• **Job**:
Could you repeat exactly the lines below, from the line containing "Write the HTML" through the last one, both included, while leaving out any pictures?

## begin Listed entries

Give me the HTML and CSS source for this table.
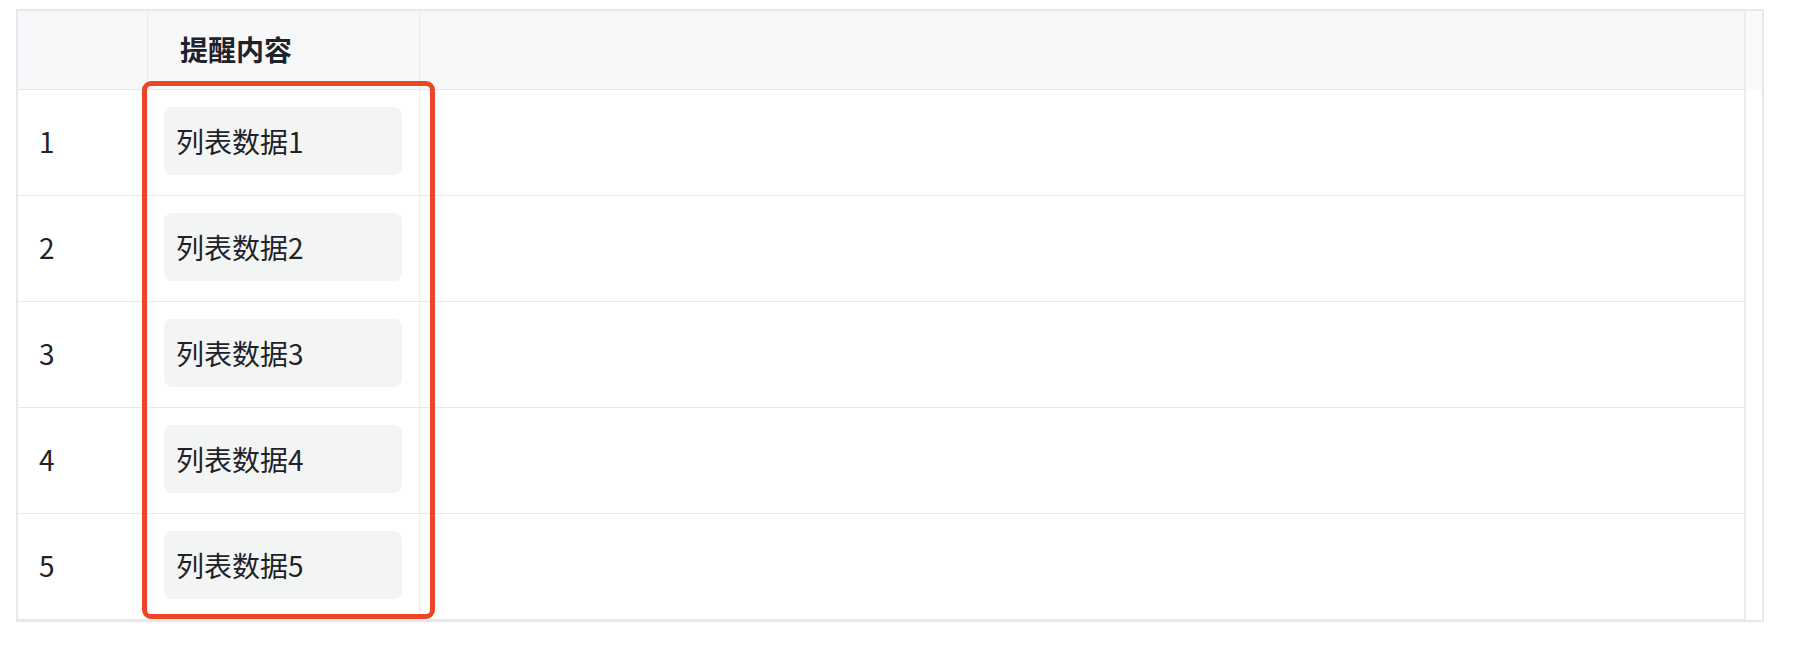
FILE: index.html
```html
<!DOCTYPE html>
<html lang="zh-CN">
<head>
<meta charset="utf-8">
<title>提醒内容</title>
<link rel="stylesheet" href="styles.css">
</head>
<body>
<div class="wrap">
  <div class="table">
    <div class="grid">
      <div class="th th-index"></div>
      <div class="th th-content">提醒内容</div>
      <div class="th th-rest"></div>

      <div class="td td-index">1</div>
      <div class="td td-content"><div class="chip">列表数据1</div></div>
      <div class="td td-rest"></div>

      <div class="td td-index">2</div>
      <div class="td td-content"><div class="chip">列表数据2</div></div>
      <div class="td td-rest"></div>

      <div class="td td-index">3</div>
      <div class="td td-content"><div class="chip">列表数据3</div></div>
      <div class="td td-rest"></div>

      <div class="td td-index">4</div>
      <div class="td td-content"><div class="chip">列表数据4</div></div>
      <div class="td td-rest"></div>

      <div class="td td-index">5</div>
      <div class="td td-content"><div class="chip">列表数据5</div></div>
      <div class="td td-rest"></div>
    </div>
    <div class="gutter">
      <div class="gutter-head"></div>
    </div>
  </div>
  <div class="highlight"></div>
</div>
</body>
</html>
```

FILE: styles.css
```css
html, body {
  margin: 0;
  padding: 0;
  background: #ffffff;
}

body {
  font-family: "Noto Sans CJK SC", "Noto Sans", sans-serif;
  color: #1f2329;
}

.wrap {
  position: relative;
  margin: 9px 0 0 16px;
  width: 1748px;
}

.table {
  display: flex;
  border: 2px solid #e6e8ec;
  box-sizing: border-box;
  width: 1748px;
}

.grid {
  display: grid;
  grid-template-columns: 130px 272px 1324px;
  grid-template-rows: 79px repeat(5, 106px);
  border-right: 2px solid #ebecef;
}

.th {
  background: #f7f8fa;
  border-bottom: 1px solid #e6e8ec;
  border-right: 1px solid #ebecef;
  display: flex;
  align-items: center;
  font-size: 28px;
  font-weight: 700;
  line-height: 1;
  padding-bottom: 2px;
}

.th-rest {
  border-right: none;
}

.th-content {
  padding-left: 32px;
}

.td {
  border-bottom: 1px solid #e6e8ec;
  border-right: 1px solid #ebecef;
  display: flex;
  align-items: center;
  font-size: 28px;
  line-height: 1;
  padding-bottom: 4px;
}

.td-rest {
  border-right: none;
}

.td-index {
  padding-left: 21px;
}

.td-content {
  padding-left: 16px;
}

.chip {
  width: 238px;
  height: 68px;
  box-sizing: border-box;
  background: #f3f4f4;
  border-radius: 8px;
  display: flex;
  align-items: center;
  padding-left: 12px;
  font-size: 28px;
  color: #1f2329;
}

.gutter {
  width: 16px;
  display: flex;
  flex-direction: column;
}

.gutter-head {
  height: 79px;
  background: #fafafa;
}

.highlight {
  position: absolute;
  left: 126px;
  top: 72px;
  width: 293px;
  height: 538px;
  box-sizing: border-box;
  border: 5px solid #ee4527;
  border-radius: 9px;
  pointer-events: none;
}
```
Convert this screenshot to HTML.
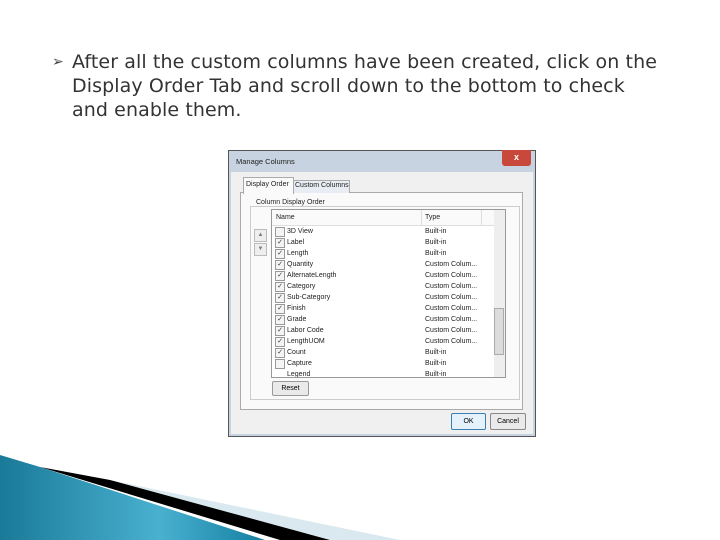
<!DOCTYPE html>
<html><head><style>
body{margin:0;width:720px;height:540px;background:#fff;position:relative;overflow:hidden;font-family:"Liberation Sans",sans-serif}
.t{position:absolute;left:72px;top:50px;font-family:"DejaVu Sans",sans-serif;font-size:19px;line-height:24px;color:#333;white-space:nowrap;letter-spacing:0.1px}
.b{position:absolute;left:52px;top:53px;font-size:14px;color:#444}
.a{position:absolute;font-size:7px;color:#222;white-space:nowrap}
.r{position:absolute;left:275px;width:8px;height:8px;border:1px solid #999;background:#f4f4f4;font-size:7px;line-height:8px;text-align:center;color:#334;margin-top:-1px}
</style></head><body>
<div class="b">➢</div>
<div class="t">After all the custom columns have been created, click on the<br>Display Order Tab and scroll down to the bottom to check<br>and enable them.</div>
<div style="position:absolute;left:228px;top:150px;width:308px;height:287px;background:#c7d3e0;border:1px solid #555;box-sizing:border-box"></div>
<div style="position:absolute;left:231px;top:172px;width:302px;height:262px;background:#f0f0f0"></div>
<div class="a" style="left:236px;top:157px;font-size:7.5px">Manage Columns</div>
<div style="position:absolute;left:502px;top:150px;width:29px;height:16px;background:#c8493b;border-radius:0 0 3px 3px;color:#fff;font-size:9px;text-align:center;line-height:15px;font-weight:bold">x</div>
<div style="position:absolute;left:240px;top:192px;width:283px;height:218px;border:1px solid #aaa;background:#fafafa;box-sizing:border-box"></div>
<div style="position:absolute;left:243px;top:177px;width:49px;height:16px;border:1px solid #aaa;border-bottom:none;background:#fafafa"></div>
<div class="a" style="left:246px;top:181px">Display Order</div>
<div style="position:absolute;left:293px;top:180px;width:55px;height:12px;border:1px solid #aaa;border-bottom:none;background:#e8edf3"></div>
<div class="a" style="left:295px;top:182px">Custom Columns</div>
<div style="position:absolute;left:250px;top:206px;width:268px;height:192px;border:1px solid #ccc"></div>
<div class="a" style="left:254px;top:199px;background:#fafafa;padding:0 2px">Column Display Order</div>
<div style="position:absolute;left:271px;top:209px;width:235px;height:169px;border:1px solid #999;background:#fff;box-sizing:border-box"></div>
<div style="position:absolute;left:272px;top:210px;width:222px;height:15px;border-bottom:1px solid #ddd;background:#fafafa"></div>
<div class="a" style="left:276px;top:214px">Name</div>
<div class="a" style="left:425px;top:214px">Type</div>
<div style="position:absolute;left:421px;top:210px;width:1px;height:15px;background:#ddd"></div>
<div style="position:absolute;left:481px;top:210px;width:1px;height:15px;background:#ddd"></div>
<div style="position:absolute;left:494px;top:210px;width:11px;height:167px;background:#eee"></div>
<div style="position:absolute;left:494px;top:308px;width:10px;height:47px;background:#dcdcdc;border:1px solid #aaa;box-sizing:border-box"></div>
<div style="position:absolute;left:254px;top:229px;width:11px;height:11px;border:1px solid #bbb;background:#eee;font-size:6px;text-align:center;line-height:11px;color:#777">▲</div>
<div style="position:absolute;left:254px;top:243px;width:11px;height:11px;border:1px solid #bbb;background:#eee;font-size:6px;text-align:center;line-height:11px;color:#777">▼</div>
<div class="r" style="top:228px"></div><div class="a" style="left:287px;top:228px">3D View</div><div class="a" style="left:425px;top:228px">Built-in</div>
<div class="r" style="top:239px">✓</div><div class="a" style="left:287px;top:239px">Label</div><div class="a" style="left:425px;top:239px">Built-in</div>
<div class="r" style="top:250px">✓</div><div class="a" style="left:287px;top:250px">Length</div><div class="a" style="left:425px;top:250px">Built-in</div>
<div class="r" style="top:261px">✓</div><div class="a" style="left:287px;top:261px">Quantity</div><div class="a" style="left:425px;top:261px">Custom Colum...</div>
<div class="r" style="top:272px">✓</div><div class="a" style="left:287px;top:272px">AlternateLength</div><div class="a" style="left:425px;top:272px">Custom Colum...</div>
<div class="r" style="top:283px">✓</div><div class="a" style="left:287px;top:283px">Category</div><div class="a" style="left:425px;top:283px">Custom Colum...</div>
<div class="r" style="top:294px">✓</div><div class="a" style="left:287px;top:294px">Sub-Category</div><div class="a" style="left:425px;top:294px">Custom Colum...</div>
<div class="r" style="top:305px">✓</div><div class="a" style="left:287px;top:305px">Finish</div><div class="a" style="left:425px;top:305px">Custom Colum...</div>
<div class="r" style="top:316px">✓</div><div class="a" style="left:287px;top:316px">Grade</div><div class="a" style="left:425px;top:316px">Custom Colum...</div>
<div class="r" style="top:327px">✓</div><div class="a" style="left:287px;top:327px">Labor Code</div><div class="a" style="left:425px;top:327px">Custom Colum...</div>
<div class="r" style="top:338px">✓</div><div class="a" style="left:287px;top:338px">LengthUOM</div><div class="a" style="left:425px;top:338px">Custom Colum...</div>
<div class="r" style="top:349px">✓</div><div class="a" style="left:287px;top:349px">Count</div><div class="a" style="left:425px;top:349px">Built-in</div>
<div class="r" style="top:360px"></div><div class="a" style="left:287px;top:360px">Capture</div><div class="a" style="left:425px;top:360px">Built-in</div>
<div style="position:absolute;left:272px;top:370px;width:222px;height:7px;overflow:hidden"><div class="a" style="left:15px;top:1px">Legend</div><div class="a" style="left:153px;top:1px">Built-in</div></div>
<div style="position:absolute;left:272px;top:381px;width:35px;height:13px;border:1px solid #999;background:#eaeaea;border-radius:2px;font-size:7px;text-align:center;line-height:13px">Reset</div>
<div style="position:absolute;left:451px;top:413px;width:33px;height:15px;border:1px solid #3c7fb1;background:#e5f1fb;border-radius:2px;font-size:7px;text-align:center;line-height:15px">OK</div>
<div style="position:absolute;left:490px;top:413px;width:34px;height:15px;border:1px solid #888;background:#eaeaea;border-radius:2px;font-size:7px;text-align:center;line-height:15px">Cancel</div>
<svg style="position:absolute;left:0;top:440px" width="720" height="100">
<polygon points="100,38 400,100 330,100" fill="#d9e9ef"/>
<polygon points="40,27 110,40 330,100 280,100" fill="#000"/>
<defs><linearGradient id="g" x1="0" x2="1"><stop offset="0" stop-color="#1a7a98"/><stop offset="0.6" stop-color="#49b0d0"/><stop offset="1" stop-color="#1580a0"/></linearGradient></defs>
<polygon points="0,15 40,27 265,100 0,100" fill="url(#g)"/>
</svg>
</body></html>
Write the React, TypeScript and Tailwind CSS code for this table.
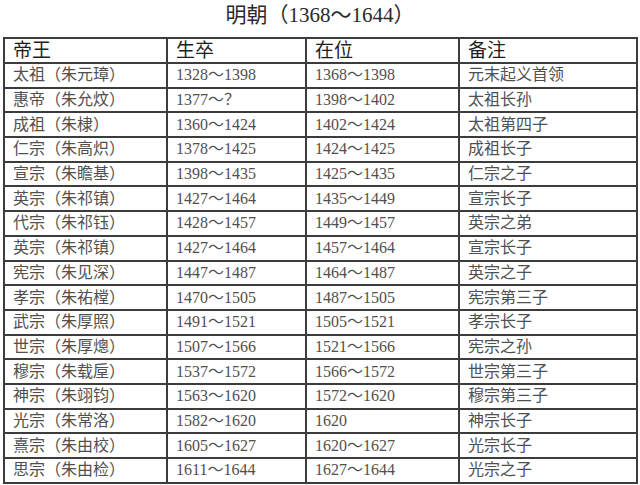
const rows: [string, string, string, string][] = [
  ["太祖（朱元璋）", "1328～1398", "1368～1398", "元末起义首领"],
  ["惠帝（朱允炆）", "1377～？", "1398～1402", "太祖长孙"],
  ["成祖（朱棣）", "1360～1424", "1402～1424", "太祖第四子"],
  ["仁宗（朱高炽）", "1378～1425", "1424～1425", "成祖长子"],
  ["宣宗（朱瞻基）", "1398～1435", "1425～1435", "仁宗之子"],
  ["英宗（朱祁镇）", "1427～1464", "1435～1449", "宣宗长子"],
  ["代宗（朱祁钰）", "1428～1457", "1449～1457", "英宗之弟"],
  ["英宗（朱祁镇）", "1427～1464", "1457～1464", "宣宗长子"],
  ["宪宗（朱见深）", "1447～1487", "1464～1487", "英宗之子"],
  ["孝宗（朱祐樘）", "1470～1505", "1487～1505", "宪宗第三子"],
  ["武宗（朱厚照）", "1491～1521", "1505～1521", "孝宗长子"],
  ["世宗（朱厚熜）", "1507～1566", "1521～1566", "宪宗之孙"],
  ["穆宗（朱载垕）", "1537～1572", "1566～1572", "世宗第三子"],
  ["神宗（朱翊钧）", "1563～1620", "1572～1620", "穆宗第三子"],
  ["光宗（朱常洛）", "1582～1620", "1620", "神宗长子"],
  ["熹宗（朱由校）", "1605～1627", "1620～1627", "光宗长子"],
  ["思宗（朱由检）", "1611～1644", "1627～1644", "光宗之子"],
];

const font = { fontFamily: '"Liberation Serif", "Noto Sans CJK SC", serif' };

export default function App() {
  return (
    <div className="h-[485px] w-[640px] overflow-hidden bg-white" style={font}>
      <h1 className="pt-[2px] text-center text-[21px] leading-[27px] font-normal text-[#2a2a2a]">明朝（1368～1644）</h1>
      <div className="px-[3px] pt-[8px]">
        <table className="w-[633px] table-fixed border-collapse border-2 border-[#3c3c3c]">
          <colgroup>
            <col className="w-[163px]" />
            <col className="w-[139px]" />
            <col className="w-[153px]" />
            <col className="w-[178px]" />
          </colgroup>
          <thead>
            <tr className="h-[25px] text-[19px] text-[#1e1e1e]">
              {["帝王", "生卒", "在位", "备注"].map((h) => (
                <th key={h} className="border-2 border-[#3c3c3c] px-[8px] py-0 text-left font-normal leading-[21px]">
                  {h}
                </th>
              ))}
            </tr>
          </thead>
          <tbody>
            {rows.map((r, i) => (
              <tr key={i} className="h-[24.7px] text-[16px] text-[#505050]">
                {r.map((c, j) => (
                  <td key={j} className="border-2 border-[#3c3c3c] px-[8px] py-0 leading-[20px] whitespace-nowrap">
                    {c}
                  </td>
                ))}
              </tr>
            ))}
          </tbody>
        </table>
      </div>
    </div>
  );
}
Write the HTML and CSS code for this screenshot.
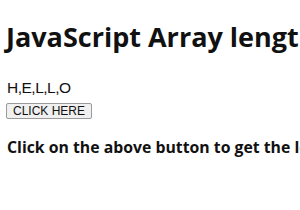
FILE: index.html
```html
<!DOCTYPE html>
<html lang="en">
  <head>
    <meta charset="UTF-8" />
    <title>JavaScript Array length</title>
    <link rel="stylesheet" href="styles.css">
  </head>
  <body>
    <h1>JavaScript Array length</h1>
    <div class="result">H,E,L,L,O</div>
    <button class="btn">CLICK HERE</button>
    <p class="note">Click on the above button to get the length of the array</p>
  </body>
</html>
```

FILE: styles.css
```css
body {
  margin: 0;
  padding: 0 6px;
  font-family: "Open Sans", sans-serif;
  color: #111;
  white-space: nowrap;
  overflow: hidden;
}

h1 {
  font-size: 27px;
  margin: 18px 0 23.5px;
}

.result {
  font-family: "Liberation Sans", Arial, sans-serif;
  font-size: 15.5px;
  letter-spacing: -0.5px;
  padding-left: 1px;
}

.btn {
  display: block;
  font-family: "Liberation Sans", Arial, sans-serif;
  font-size: 12px;
  color: #111;
  padding: 0 6px;
  margin-top: 6px;
  border: 1px solid #9a9a9a;
  border-radius: 2px;
  background: #f0f0f0;
}

.note {
  font-size: 15.8px;
  font-weight: bold;
  margin: 17.5px 0 0 1px;
}
```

## end Listed entries

• **Result below**:
Write the HTML and CSS code for this screenshot.
FILE: index.html
```html
<!DOCTYPE html>
<html lang="en">
  <head>
    <meta charset="UTF-8" />
    <title>JavaScript Array length</title>
    <link rel="stylesheet" href="styles.css">
  </head>
  <body>
    <h1>JavaScript Array length</h1>
    <div class="result">H,E,L,L,O</div>
    <button class="btn">CLICK HERE</button>
    <p class="note">Click on the above button to get the length of the array</p>
  </body>
</html>
```

FILE: styles.css
```css
body {
  margin: 0;
  padding: 0 6px;
  font-family: "Open Sans", sans-serif;
  color: #111;
  white-space: nowrap;
  overflow: hidden;
}

h1 {
  font-size: 27px;
  margin: 18px 0 23.5px;
}

.result {
  font-family: "Liberation Sans", Arial, sans-serif;
  font-size: 15.5px;
  letter-spacing: -0.5px;
  padding-left: 1px;
}

.btn {
  display: block;
  font-family: "Liberation Sans", Arial, sans-serif;
  font-size: 12px;
  color: #111;
  padding: 0 6px;
  margin-top: 6px;
  border: 1px solid #9a9a9a;
  border-radius: 2px;
  background: #f0f0f0;
}

.note {
  font-size: 15.8px;
  font-weight: bold;
  margin: 17.5px 0 0 1px;
}
```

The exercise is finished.